### What you have to do
The listing below must be repeated word for word, with its images excluded.

### Provided material
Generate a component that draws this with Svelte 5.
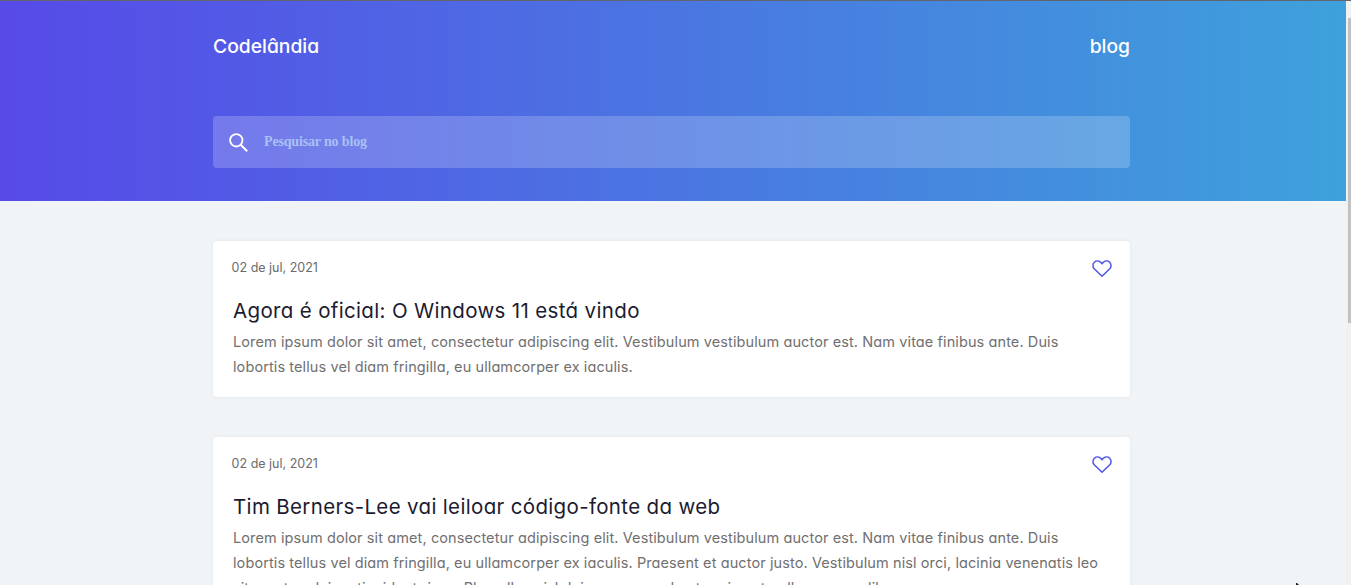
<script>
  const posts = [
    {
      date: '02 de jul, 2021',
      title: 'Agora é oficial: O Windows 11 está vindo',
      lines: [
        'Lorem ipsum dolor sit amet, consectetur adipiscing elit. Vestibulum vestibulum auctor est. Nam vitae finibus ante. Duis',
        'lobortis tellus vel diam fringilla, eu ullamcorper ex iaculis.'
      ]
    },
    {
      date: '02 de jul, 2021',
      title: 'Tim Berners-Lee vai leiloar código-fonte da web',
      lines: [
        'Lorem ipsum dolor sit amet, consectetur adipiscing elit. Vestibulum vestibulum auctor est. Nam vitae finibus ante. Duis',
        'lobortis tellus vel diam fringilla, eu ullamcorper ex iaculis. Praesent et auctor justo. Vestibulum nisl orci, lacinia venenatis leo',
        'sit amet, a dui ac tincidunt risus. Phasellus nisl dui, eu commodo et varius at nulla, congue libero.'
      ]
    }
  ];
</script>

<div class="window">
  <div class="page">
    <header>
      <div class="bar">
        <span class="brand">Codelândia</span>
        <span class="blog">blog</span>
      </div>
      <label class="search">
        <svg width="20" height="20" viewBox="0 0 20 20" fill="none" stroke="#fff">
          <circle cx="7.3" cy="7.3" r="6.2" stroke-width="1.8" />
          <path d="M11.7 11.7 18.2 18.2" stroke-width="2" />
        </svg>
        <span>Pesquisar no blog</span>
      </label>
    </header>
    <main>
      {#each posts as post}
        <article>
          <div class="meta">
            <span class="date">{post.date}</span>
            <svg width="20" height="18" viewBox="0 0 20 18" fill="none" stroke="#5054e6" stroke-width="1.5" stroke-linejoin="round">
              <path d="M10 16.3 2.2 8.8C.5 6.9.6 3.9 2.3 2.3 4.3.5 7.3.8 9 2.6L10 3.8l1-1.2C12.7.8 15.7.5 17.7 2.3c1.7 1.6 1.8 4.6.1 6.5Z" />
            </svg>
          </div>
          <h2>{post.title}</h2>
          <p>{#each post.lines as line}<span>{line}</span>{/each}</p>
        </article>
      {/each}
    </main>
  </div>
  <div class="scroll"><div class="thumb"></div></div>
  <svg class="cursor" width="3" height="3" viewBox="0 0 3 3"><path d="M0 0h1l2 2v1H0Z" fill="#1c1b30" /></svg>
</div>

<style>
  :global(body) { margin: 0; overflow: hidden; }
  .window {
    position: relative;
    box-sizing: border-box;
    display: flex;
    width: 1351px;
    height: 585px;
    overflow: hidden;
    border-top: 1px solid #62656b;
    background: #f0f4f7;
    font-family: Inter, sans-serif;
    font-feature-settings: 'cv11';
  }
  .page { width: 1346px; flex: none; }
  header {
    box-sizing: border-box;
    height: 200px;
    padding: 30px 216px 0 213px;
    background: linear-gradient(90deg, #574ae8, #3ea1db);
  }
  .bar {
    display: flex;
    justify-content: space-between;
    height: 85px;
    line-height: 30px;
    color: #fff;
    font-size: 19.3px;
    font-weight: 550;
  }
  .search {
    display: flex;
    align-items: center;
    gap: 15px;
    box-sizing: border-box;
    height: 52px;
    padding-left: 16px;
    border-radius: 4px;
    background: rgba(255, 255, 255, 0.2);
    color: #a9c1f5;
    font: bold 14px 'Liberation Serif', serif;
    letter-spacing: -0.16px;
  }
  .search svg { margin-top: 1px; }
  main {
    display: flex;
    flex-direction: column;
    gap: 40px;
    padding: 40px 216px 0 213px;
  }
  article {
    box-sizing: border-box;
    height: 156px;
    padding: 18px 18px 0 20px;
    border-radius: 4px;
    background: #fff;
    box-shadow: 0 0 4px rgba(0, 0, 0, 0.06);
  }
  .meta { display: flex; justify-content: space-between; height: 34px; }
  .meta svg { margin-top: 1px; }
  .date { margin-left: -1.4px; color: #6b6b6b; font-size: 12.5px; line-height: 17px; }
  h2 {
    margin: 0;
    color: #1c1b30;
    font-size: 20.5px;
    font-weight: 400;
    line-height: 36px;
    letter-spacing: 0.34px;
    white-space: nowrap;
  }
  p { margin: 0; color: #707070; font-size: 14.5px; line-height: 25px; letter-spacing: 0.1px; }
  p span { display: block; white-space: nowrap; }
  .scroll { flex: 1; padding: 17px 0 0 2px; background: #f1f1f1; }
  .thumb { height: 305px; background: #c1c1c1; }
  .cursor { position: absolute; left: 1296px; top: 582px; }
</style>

### Answer to the task
Generate a component that draws this with Svelte 5.
<script>
  const posts = [
    {
      date: '02 de jul, 2021',
      title: 'Agora é oficial: O Windows 11 está vindo',
      lines: [
        'Lorem ipsum dolor sit amet, consectetur adipiscing elit. Vestibulum vestibulum auctor est. Nam vitae finibus ante. Duis',
        'lobortis tellus vel diam fringilla, eu ullamcorper ex iaculis.'
      ]
    },
    {
      date: '02 de jul, 2021',
      title: 'Tim Berners-Lee vai leiloar código-fonte da web',
      lines: [
        'Lorem ipsum dolor sit amet, consectetur adipiscing elit. Vestibulum vestibulum auctor est. Nam vitae finibus ante. Duis',
        'lobortis tellus vel diam fringilla, eu ullamcorper ex iaculis. Praesent et auctor justo. Vestibulum nisl orci, lacinia venenatis leo',
        'sit amet, a dui ac tincidunt risus. Phasellus nisl dui, eu commodo et varius at nulla, congue libero.'
      ]
    }
  ];
</script>

<div class="window">
  <div class="page">
    <header>
      <div class="bar">
        <span class="brand">Codelândia</span>
        <span class="blog">blog</span>
      </div>
      <label class="search">
        <svg width="20" height="20" viewBox="0 0 20 20" fill="none" stroke="#fff">
          <circle cx="7.3" cy="7.3" r="6.2" stroke-width="1.8" />
          <path d="M11.7 11.7 18.2 18.2" stroke-width="2" />
        </svg>
        <span>Pesquisar no blog</span>
      </label>
    </header>
    <main>
      {#each posts as post}
        <article>
          <div class="meta">
            <span class="date">{post.date}</span>
            <svg width="20" height="18" viewBox="0 0 20 18" fill="none" stroke="#5054e6" stroke-width="1.5" stroke-linejoin="round">
              <path d="M10 16.3 2.2 8.8C.5 6.9.6 3.9 2.3 2.3 4.3.5 7.3.8 9 2.6L10 3.8l1-1.2C12.7.8 15.7.5 17.7 2.3c1.7 1.6 1.8 4.6.1 6.5Z" />
            </svg>
          </div>
          <h2>{post.title}</h2>
          <p>{#each post.lines as line}<span>{line}</span>{/each}</p>
        </article>
      {/each}
    </main>
  </div>
  <div class="scroll"><div class="thumb"></div></div>
  <svg class="cursor" width="3" height="3" viewBox="0 0 3 3"><path d="M0 0h1l2 2v1H0Z" fill="#1c1b30" /></svg>
</div>

<style>
  :global(body) { margin: 0; overflow: hidden; }
  .window {
    position: relative;
    box-sizing: border-box;
    display: flex;
    width: 1351px;
    height: 585px;
    overflow: hidden;
    border-top: 1px solid #62656b;
    background: #f0f4f7;
    font-family: Inter, sans-serif;
    font-feature-settings: 'cv11';
  }
  .page { width: 1346px; flex: none; }
  header {
    box-sizing: border-box;
    height: 200px;
    padding: 30px 216px 0 213px;
    background: linear-gradient(90deg, #574ae8, #3ea1db);
  }
  .bar {
    display: flex;
    justify-content: space-between;
    height: 85px;
    line-height: 30px;
    color: #fff;
    font-size: 19.3px;
    font-weight: 550;
  }
  .search {
    display: flex;
    align-items: center;
    gap: 15px;
    box-sizing: border-box;
    height: 52px;
    padding-left: 16px;
    border-radius: 4px;
    background: rgba(255, 255, 255, 0.2);
    color: #a9c1f5;
    font: bold 14px 'Liberation Serif', serif;
    letter-spacing: -0.16px;
  }
  .search svg { margin-top: 1px; }
  main {
    display: flex;
    flex-direction: column;
    gap: 40px;
    padding: 40px 216px 0 213px;
  }
  article {
    box-sizing: border-box;
    height: 156px;
    padding: 18px 18px 0 20px;
    border-radius: 4px;
    background: #fff;
    box-shadow: 0 0 4px rgba(0, 0, 0, 0.06);
  }
  .meta { display: flex; justify-content: space-between; height: 34px; }
  .meta svg { margin-top: 1px; }
  .date { margin-left: -1.4px; color: #6b6b6b; font-size: 12.5px; line-height: 17px; }
  h2 {
    margin: 0;
    color: #1c1b30;
    font-size: 20.5px;
    font-weight: 400;
    line-height: 36px;
    letter-spacing: 0.34px;
    white-space: nowrap;
  }
  p { margin: 0; color: #707070; font-size: 14.5px; line-height: 25px; letter-spacing: 0.1px; }
  p span { display: block; white-space: nowrap; }
  .scroll { flex: 1; padding: 17px 0 0 2px; background: #f1f1f1; }
  .thumb { height: 305px; background: #c1c1c1; }
  .cursor { position: absolute; left: 1296px; top: 582px; }
</style>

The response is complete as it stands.